The Quiet Irrelevance — Summary
There are two ways to lose the reason to get up in the morning. Cognitive indifference: the machinery works, the capacity is intact, you could learn, analyze, create, solve. But the question “why would I?” has no answer. The pilot has left the cockpit. Connected loneliness: not isolation, not rejection. Presence without purpose. The room full of people with nothing to be together about. These are not separate conditions. They are two faces of one condition. When both hit simultaneously, something unprecedented occurs. Not depression, which is the collapse of capacity. Not anxiety, which is hyperactivation against threat. Something quieter. The draining of the premise that underlies engagement itself.
Now multiply. Not James and Elena and Margaret. Millions of each. The individual experience becoming the collective reality.
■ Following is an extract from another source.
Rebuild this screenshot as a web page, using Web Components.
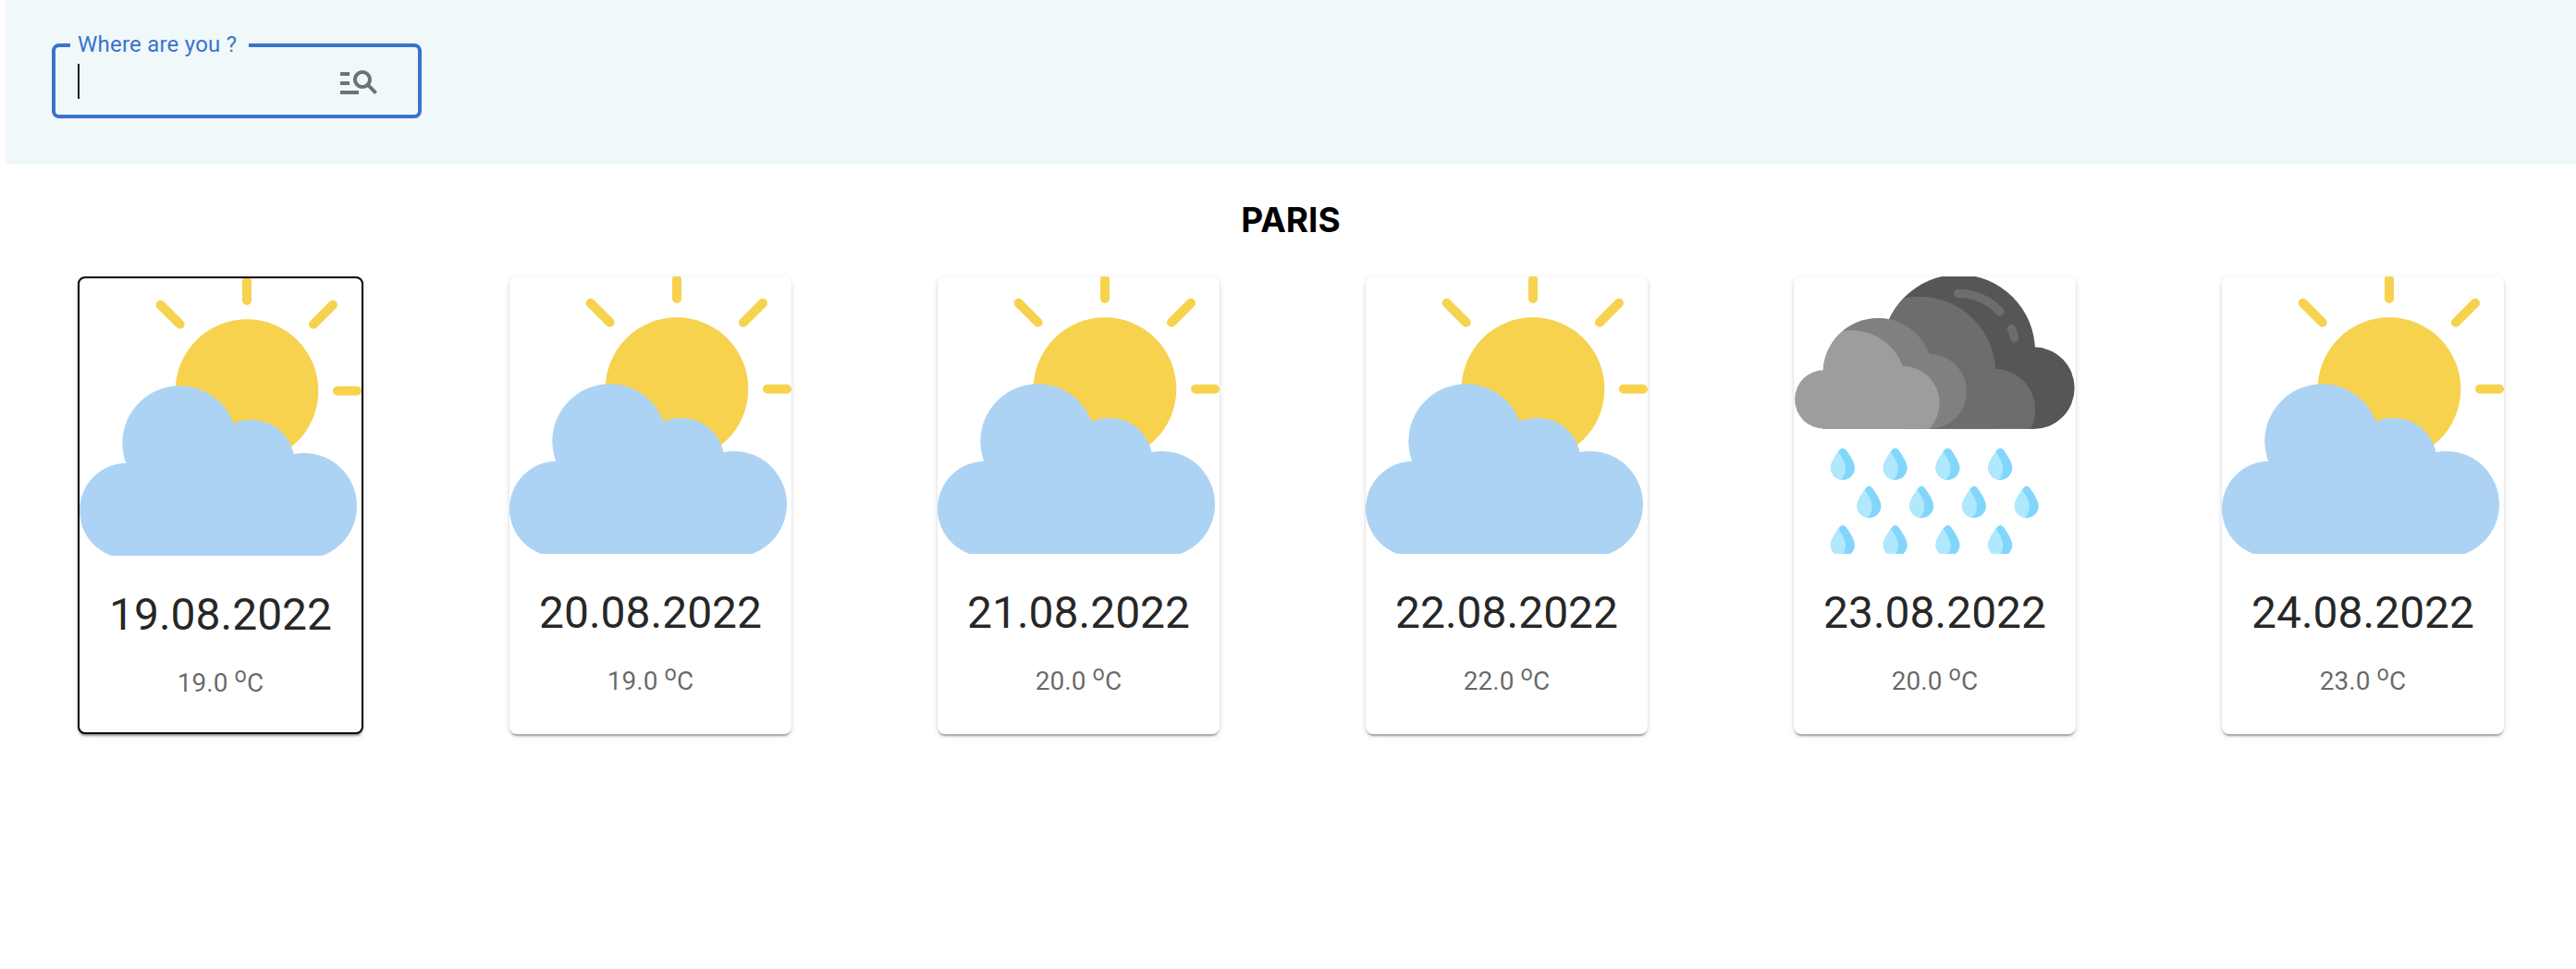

Commerce collapses twice. The first collapse is obvious: people without income don’t buy things. The second is stranger: people without reasons don’t buy things either. James has money. He does not shop because shopping was embedded in a life that had direction, and the direction is gone. He does not upgrade his wardrobe because the wardrobe was for a self that had somewhere to be. Wanting depends on having reasons. Reasons are dissolving. Commerce follows.
Social rituals empty. People gather to work on shared projects, celebrate achievements, mourn losses, mark transitions, plan futures. Remove the projects that need human collaboration, the achievements that feel earned, the losses that mattered because what was lost was needed. What remains is the party with nothing to celebrate, the reunion of people who share no project, the ritual performed because the ritual exists.
Identity dissolves. When AI can do everything, and everything is optional, and nothing requires anyone specifically, differentiation collapses. James reviews AI output. So do millions of others. The task requires no particular James-ness. Elena cannot explain what distinguishes her from any other sixteen-year-old with the same access to the same tools.
The pathology is invisible because it triggers no alarm. From outside, everything is functionally fine. From inside, nothing is viscerally right. The functionally purposeless person will not seek treatment because seeking treatment requires believing a different state would be better, and believing that requires caring about one’s state, and caring is precisely what has dissolved.
AI cannot provide purpose because purpose requires necessity and AI eliminates necessity. The tool cannot solve the problem the tool creates. More capability makes it worse. More efficiency makes it worse.
Margaret’s garden may be the antidote: activity chosen not for its results but for its demands. Necessity self-imposed, creating something real. But Margaret can garden because she built a self before the dissolution. Elena has no such ground. She cannot garden her way to meaning. The garden requires a gardener, and the gardener requires a self, and the self requires the sense that the self matters, and that is exactly what has dissolved. Scaling individual solutions to collective dissolution does not work.
James goes to work. Elena goes to school. Margaret tends her garden. The days continue. And underneath, quietly, the purpose dissolves.